Friday 21 January 2022

In defence of ‘What If?’ by Jane Thynne


When my new novel was published this year, I became everything I had once disdained.  


As an avid amateur historian, I had always shied away from the field of Alternative History, or Counterfactual History as it’s sometimes called. The genre tends to leave a bad taste in the mouths of those who try to represent history as it was. Those novelists who slave away over every detail no matter how minute – from what shade of blue was possible in the early eighteenth century before the German pathologist Max Perls invented Prussian Blue, to how long would it take to travel by train from London to Berlin in 1933? Or how much would a cup of coffee cost in the Café Kranzler?

I know, because I am one of them.


Alternative History seems to laugh in the face of all of us who toil in archives and the obscure sections of long remaindered biographies, who comb through the ex-library-copy memoirs, letters and unpublished diaries, attempting to resurrect a detailed picture of the past. 


The idea of Alternative History especially disturbed me as a former newspaper journalist. Sceptics might question journalists’ passionate fidelity to the truth, but the whole aim of our training centres on finding out facts and standing them up.


And now I was proposing to abandon my fidelity to historical fact, my caution with chronology, my rigour over real people, in favour of what . . . just making it up?


Widowland is an Alternative History set in 1953, premised on the idea that Britain and Germany did not go to war but formed an Alliance in 1940 under the rule of Edward VIII and Queen Wallis. Britain has become a Protectorate of Germany and the Protector, Alfred Rosenberg, has instituted an oppressive caste system for women based on the classification of women by raclal and hereditary status, as instituted in Nazi Germany.


Yet even as I wrote it, I realised that all my deep-rooted objections were wrong.

Of all the sectors of the Alternative History genre, the Nazi era is one that keeps on giving. Stand out contributions to Nazi Alternative History include Robert Harris’s Fatherland, C.J.Sansom’s Dominion, Philip Roth’s The Plot Against America, and Philip K Dick’s The Man in the High Castle. This is undoubtedly because the Nazi era spawns so many questions and its legacy in post war consciousness is immense. The period offers numerous ‘what ifs’ to tempt us, starting with What If Adolf Hitler had been accepted into the Vienna Academy of Fine Arts and went on to become a moderately successful watercolour painter? Later, What If Germany had succeeded in conquering Russia? And What If D Day had failed? 


But does it disrespect the lives of those who lived or died in the war, to imagine what might have been had none of it happened? 

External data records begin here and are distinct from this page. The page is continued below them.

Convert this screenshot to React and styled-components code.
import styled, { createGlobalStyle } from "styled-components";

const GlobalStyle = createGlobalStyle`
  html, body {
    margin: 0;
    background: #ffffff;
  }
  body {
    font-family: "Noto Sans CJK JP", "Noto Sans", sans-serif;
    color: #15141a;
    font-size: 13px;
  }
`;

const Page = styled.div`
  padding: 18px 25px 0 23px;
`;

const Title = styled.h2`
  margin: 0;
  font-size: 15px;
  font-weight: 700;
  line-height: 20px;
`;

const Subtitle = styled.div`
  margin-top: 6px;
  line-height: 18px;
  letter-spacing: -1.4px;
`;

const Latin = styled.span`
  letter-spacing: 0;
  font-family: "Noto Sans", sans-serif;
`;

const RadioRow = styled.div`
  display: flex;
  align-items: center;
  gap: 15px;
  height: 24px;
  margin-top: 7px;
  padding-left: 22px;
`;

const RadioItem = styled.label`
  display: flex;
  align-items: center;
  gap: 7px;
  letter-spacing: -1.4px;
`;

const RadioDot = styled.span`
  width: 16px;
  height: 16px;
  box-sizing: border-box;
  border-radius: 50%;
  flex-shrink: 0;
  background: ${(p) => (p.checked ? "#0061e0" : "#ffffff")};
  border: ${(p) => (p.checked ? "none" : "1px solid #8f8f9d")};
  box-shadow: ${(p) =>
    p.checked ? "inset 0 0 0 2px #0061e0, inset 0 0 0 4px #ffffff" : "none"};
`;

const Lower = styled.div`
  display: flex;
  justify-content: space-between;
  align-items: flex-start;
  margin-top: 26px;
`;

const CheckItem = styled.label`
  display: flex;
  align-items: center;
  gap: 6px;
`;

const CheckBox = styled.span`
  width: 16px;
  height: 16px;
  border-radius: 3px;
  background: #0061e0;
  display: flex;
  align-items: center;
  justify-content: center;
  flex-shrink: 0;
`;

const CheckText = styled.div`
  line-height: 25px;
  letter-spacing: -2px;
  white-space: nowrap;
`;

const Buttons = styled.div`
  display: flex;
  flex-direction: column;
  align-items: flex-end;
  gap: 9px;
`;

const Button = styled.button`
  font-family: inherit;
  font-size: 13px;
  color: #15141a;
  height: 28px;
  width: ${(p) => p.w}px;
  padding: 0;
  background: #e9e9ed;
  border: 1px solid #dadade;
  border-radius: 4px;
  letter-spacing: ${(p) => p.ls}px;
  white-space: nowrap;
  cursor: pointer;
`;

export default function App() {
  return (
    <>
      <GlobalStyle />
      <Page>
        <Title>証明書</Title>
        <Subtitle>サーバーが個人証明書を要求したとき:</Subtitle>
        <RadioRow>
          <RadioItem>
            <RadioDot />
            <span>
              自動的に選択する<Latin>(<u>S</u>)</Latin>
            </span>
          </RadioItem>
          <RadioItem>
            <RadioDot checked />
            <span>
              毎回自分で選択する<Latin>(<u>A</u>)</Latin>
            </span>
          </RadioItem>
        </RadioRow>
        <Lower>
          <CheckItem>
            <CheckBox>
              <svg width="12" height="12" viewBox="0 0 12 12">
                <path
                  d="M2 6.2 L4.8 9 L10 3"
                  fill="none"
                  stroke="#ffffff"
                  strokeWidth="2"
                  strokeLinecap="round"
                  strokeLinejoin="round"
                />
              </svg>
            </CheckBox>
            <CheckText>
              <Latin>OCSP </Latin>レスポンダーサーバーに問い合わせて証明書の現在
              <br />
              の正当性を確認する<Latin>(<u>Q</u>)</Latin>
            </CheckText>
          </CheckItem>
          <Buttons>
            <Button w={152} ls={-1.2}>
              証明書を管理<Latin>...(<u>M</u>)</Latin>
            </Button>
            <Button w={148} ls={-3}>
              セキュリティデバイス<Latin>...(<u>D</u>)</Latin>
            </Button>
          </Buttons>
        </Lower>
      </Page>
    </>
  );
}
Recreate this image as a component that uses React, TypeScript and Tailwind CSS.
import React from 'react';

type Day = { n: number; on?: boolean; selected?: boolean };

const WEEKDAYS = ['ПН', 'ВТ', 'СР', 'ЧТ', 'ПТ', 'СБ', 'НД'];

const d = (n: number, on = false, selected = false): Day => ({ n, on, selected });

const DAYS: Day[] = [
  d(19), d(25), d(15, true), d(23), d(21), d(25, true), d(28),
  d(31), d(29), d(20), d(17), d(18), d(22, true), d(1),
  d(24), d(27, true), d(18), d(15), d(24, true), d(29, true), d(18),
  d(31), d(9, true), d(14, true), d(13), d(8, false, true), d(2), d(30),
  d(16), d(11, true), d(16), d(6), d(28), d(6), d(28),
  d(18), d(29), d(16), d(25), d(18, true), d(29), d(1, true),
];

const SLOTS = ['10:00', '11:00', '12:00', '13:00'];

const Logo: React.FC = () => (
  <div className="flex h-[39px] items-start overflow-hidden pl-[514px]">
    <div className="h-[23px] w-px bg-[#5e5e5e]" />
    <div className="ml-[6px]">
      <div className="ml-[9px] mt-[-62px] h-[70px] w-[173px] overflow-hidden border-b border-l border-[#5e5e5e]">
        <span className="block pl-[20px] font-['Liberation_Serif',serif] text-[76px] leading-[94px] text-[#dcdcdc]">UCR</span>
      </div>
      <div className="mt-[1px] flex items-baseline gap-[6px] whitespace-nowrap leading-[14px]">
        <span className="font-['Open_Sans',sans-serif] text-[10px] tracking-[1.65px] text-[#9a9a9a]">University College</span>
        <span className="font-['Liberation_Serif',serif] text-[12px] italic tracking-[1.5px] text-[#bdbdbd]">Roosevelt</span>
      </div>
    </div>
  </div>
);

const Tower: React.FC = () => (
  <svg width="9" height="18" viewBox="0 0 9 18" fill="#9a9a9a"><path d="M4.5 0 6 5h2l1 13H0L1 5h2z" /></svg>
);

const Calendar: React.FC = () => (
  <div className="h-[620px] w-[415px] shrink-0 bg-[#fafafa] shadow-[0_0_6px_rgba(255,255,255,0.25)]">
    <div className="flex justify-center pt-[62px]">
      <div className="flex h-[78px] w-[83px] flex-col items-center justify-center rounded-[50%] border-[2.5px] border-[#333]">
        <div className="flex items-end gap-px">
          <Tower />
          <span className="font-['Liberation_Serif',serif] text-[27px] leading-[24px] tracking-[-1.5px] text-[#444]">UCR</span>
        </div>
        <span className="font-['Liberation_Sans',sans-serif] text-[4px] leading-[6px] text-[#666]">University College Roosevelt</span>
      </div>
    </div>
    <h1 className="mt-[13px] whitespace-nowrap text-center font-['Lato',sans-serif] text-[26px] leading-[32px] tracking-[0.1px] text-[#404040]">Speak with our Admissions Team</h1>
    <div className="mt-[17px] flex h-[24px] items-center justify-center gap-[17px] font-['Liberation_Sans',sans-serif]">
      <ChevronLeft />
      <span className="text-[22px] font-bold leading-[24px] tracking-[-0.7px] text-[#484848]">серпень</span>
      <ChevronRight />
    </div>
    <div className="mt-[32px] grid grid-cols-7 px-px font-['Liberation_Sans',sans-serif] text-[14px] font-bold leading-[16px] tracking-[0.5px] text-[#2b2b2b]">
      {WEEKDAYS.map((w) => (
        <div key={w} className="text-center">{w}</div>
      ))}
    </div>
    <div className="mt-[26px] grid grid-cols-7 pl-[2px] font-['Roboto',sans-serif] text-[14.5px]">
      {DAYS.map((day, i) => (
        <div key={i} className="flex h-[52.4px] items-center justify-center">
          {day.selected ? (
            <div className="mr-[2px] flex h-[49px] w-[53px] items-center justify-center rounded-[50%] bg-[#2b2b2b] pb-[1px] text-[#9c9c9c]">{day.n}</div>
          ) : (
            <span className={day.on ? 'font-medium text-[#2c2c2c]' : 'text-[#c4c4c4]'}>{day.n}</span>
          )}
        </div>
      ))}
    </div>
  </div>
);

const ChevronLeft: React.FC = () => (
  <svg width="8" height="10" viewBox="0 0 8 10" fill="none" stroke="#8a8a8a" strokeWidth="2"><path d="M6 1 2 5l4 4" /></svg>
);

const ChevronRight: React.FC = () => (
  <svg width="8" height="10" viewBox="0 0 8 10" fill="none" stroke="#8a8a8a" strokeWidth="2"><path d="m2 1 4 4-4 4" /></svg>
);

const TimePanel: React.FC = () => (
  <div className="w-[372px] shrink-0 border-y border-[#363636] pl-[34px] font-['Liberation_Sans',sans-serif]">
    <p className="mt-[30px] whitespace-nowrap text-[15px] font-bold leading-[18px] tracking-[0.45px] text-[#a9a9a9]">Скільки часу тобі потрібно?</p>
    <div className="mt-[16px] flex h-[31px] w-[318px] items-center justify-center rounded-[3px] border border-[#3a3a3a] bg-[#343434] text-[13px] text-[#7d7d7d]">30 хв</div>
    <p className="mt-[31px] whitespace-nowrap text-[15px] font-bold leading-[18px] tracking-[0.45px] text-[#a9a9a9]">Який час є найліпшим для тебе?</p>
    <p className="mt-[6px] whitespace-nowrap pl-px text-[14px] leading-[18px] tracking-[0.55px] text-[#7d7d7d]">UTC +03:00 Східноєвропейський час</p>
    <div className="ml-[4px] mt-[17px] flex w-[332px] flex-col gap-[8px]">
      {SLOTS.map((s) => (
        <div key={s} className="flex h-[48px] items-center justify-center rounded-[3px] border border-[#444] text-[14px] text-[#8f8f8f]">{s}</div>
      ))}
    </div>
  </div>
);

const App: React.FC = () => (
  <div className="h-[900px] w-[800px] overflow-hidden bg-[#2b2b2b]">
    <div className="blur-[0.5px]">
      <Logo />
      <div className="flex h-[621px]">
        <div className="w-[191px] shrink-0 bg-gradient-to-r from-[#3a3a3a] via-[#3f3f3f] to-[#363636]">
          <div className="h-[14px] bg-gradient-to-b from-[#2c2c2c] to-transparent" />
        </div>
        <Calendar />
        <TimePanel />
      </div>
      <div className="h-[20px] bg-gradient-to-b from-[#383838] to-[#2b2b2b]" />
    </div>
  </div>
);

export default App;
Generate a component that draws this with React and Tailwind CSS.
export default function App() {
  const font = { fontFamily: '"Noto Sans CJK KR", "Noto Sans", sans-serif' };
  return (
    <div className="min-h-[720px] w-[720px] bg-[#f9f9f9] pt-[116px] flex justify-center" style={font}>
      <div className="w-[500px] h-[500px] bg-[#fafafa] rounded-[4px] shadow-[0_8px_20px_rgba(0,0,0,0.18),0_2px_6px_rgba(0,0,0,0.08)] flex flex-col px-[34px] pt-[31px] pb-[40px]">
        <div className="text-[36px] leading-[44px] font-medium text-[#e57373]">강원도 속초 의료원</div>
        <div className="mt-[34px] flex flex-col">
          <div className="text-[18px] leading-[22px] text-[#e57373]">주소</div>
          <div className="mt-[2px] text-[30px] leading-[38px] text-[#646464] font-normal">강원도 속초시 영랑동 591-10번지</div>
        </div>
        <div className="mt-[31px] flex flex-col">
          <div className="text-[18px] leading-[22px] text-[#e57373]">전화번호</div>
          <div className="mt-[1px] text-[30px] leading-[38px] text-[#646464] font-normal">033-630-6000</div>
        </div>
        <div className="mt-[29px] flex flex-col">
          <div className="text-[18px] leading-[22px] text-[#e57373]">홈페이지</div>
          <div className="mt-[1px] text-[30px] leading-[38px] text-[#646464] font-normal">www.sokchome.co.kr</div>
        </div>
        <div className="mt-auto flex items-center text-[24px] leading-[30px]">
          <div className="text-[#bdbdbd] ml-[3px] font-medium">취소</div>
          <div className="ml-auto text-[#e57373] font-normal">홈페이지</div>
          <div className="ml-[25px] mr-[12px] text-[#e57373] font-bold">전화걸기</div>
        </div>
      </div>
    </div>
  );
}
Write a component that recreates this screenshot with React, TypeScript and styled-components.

I hope not. Indeed, I think speculating on the great ‘What Ifs’ of history are part of being a historian. The posing of counterfactual questions has always been a legitimate factor in historical thought – Livy, for example, wondered how the Roman empires would have fared against Alexander the Great. Blaise Pascal famously mused how if Cleopatra’s nose had been shorter ‘the whole face of the world would have been changed’. 



The ‘What if’ that has always tantalised me, and which I attempted to tackle in Widowland, is the possibility that Edward VIII might have remained on the throne, rather than abdicating in 1936. This was highly likely, and the consequences for the future of Britain would have been momentous. Edward was friendly with senior Nazis – especially Goering – and had held discussions with Hitler at the Berghof in 1937. Documents recovered only recently show the former king urging the Nazis to bomb England more heavily in the cause of peace. For Edward to remain on the throne, it may be that Wallis Simpson would have had to refuse him, or it might be, with the support of the press and an adoring public, he might could have tried to ride out the scandal of marriage to a divorcée. But certainly, he would have needed to come to an accommodation with Germany that would drastically alter the British way of life 


Asking ‘What If’ encourages us to examine our belief in the contingency of events and the agency of individuals. Exploring what didn’t happen is a way of asking about what did, and how closely that path was avoided. Generally, history is not simplistic, and we don’t live in a Sliding Doors world where everything hinges on a single action or plan. Historical events are made up of numerous variables. Archduke Ferdinand’s assassination might have been the spark that set Europe aflame and combusted the First World War, but it was not the only precondition; larger historical forces, both economic and cultural were also in train in 1914. 


We are all lucky to be writing at a time of mounting popular enthusiasm for both history and Historical Fiction. That in itself encourages people to think about the way we remember history, and how history is rewritten to suit contemporary narratives. 


Although I’m a convert to Alternative History, I do have a couple of caveats. I won’t feature people who are still living, and I tend only to fictionalise those people whose lives were fairly public and much observed. 


Meanwhile, I face the same quandary as most novelists - not so much What If as What Next?